> **Set exercise**: State how many lines contain "this", and write nothing except that count.

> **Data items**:
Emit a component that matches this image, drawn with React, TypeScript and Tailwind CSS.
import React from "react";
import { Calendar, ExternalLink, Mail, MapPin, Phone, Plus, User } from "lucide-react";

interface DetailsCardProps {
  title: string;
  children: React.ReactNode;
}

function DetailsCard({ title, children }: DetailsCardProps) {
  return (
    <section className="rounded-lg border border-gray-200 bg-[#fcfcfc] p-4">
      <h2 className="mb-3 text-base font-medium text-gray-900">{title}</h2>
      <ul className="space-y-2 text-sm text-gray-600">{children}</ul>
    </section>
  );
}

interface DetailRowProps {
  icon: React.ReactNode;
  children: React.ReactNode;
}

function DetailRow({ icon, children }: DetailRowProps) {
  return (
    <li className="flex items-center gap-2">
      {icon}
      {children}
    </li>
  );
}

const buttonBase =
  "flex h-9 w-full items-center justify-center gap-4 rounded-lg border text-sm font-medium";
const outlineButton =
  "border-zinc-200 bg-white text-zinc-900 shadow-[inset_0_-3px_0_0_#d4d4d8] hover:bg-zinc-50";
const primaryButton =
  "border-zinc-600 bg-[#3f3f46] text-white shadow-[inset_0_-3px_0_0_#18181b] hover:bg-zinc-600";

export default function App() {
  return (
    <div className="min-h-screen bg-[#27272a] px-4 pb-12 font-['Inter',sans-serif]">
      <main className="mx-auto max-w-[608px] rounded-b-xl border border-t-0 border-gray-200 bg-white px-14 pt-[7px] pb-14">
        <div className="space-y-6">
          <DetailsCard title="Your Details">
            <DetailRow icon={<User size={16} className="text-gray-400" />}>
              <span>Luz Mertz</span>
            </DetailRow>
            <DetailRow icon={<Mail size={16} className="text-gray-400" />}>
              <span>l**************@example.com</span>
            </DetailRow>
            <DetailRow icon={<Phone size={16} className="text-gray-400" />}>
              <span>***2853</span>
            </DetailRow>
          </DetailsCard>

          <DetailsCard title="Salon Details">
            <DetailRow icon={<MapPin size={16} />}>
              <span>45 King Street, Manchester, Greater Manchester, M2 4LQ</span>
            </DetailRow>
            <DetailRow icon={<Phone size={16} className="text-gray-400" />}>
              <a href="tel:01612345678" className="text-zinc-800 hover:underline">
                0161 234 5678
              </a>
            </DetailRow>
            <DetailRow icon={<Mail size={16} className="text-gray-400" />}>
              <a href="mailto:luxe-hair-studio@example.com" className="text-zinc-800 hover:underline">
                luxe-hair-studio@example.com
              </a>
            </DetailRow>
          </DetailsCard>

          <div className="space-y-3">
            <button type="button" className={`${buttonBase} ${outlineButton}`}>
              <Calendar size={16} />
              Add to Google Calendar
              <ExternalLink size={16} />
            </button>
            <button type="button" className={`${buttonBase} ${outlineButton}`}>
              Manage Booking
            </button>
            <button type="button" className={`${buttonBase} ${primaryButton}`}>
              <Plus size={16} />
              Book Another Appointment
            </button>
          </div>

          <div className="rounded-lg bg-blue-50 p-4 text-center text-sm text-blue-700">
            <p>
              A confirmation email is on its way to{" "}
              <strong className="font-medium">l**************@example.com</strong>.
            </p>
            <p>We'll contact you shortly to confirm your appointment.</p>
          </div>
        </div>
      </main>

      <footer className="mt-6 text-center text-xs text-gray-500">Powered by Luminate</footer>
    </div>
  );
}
...
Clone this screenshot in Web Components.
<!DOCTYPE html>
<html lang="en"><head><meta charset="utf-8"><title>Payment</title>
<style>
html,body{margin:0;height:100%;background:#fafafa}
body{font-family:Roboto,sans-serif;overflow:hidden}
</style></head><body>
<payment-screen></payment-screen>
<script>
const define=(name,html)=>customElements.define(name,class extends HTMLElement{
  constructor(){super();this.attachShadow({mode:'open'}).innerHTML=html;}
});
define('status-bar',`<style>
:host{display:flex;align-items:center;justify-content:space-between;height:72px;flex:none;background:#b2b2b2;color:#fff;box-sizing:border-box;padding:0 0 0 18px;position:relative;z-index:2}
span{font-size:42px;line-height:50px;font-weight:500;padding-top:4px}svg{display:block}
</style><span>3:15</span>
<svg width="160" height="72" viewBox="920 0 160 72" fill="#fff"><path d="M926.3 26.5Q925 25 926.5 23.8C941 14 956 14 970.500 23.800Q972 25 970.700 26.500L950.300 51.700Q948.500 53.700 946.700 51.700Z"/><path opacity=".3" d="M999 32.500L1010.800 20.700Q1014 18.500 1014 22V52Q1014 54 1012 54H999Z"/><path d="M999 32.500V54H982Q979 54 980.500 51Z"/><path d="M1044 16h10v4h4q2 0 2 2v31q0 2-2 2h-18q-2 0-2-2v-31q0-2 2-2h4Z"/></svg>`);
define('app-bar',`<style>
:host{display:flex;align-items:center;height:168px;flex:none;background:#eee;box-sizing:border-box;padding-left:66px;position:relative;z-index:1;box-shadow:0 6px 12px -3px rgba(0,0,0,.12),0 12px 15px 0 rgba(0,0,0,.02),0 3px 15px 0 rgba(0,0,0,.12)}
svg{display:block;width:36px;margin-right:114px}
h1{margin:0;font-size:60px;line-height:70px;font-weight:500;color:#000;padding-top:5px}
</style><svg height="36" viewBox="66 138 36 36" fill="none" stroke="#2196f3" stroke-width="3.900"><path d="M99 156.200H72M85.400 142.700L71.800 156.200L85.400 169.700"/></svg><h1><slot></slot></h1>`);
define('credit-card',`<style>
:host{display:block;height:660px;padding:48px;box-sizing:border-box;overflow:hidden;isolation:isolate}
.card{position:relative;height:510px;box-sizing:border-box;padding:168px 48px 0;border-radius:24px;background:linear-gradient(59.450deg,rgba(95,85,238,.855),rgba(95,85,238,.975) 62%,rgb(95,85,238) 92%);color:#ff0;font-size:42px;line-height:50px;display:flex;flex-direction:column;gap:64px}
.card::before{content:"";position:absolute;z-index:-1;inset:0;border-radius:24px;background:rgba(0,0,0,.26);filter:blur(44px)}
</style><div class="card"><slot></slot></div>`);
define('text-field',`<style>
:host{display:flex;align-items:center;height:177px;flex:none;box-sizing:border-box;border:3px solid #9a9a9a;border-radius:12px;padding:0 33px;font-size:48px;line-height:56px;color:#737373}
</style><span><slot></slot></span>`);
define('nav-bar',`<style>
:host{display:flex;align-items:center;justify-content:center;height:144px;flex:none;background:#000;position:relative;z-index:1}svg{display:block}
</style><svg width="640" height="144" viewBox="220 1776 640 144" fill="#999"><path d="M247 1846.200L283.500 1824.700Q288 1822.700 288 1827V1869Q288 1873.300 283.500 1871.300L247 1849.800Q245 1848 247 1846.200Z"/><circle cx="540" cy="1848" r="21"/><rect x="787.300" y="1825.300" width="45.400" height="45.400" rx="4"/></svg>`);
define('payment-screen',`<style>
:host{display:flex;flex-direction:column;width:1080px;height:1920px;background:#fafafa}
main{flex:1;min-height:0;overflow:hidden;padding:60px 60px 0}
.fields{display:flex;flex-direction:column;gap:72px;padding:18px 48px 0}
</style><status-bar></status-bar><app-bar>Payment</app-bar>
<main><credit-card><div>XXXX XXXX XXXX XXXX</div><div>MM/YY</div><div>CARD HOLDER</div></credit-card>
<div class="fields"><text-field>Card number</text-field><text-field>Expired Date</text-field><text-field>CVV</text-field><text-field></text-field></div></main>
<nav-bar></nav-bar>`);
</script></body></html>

> **Written response**: 3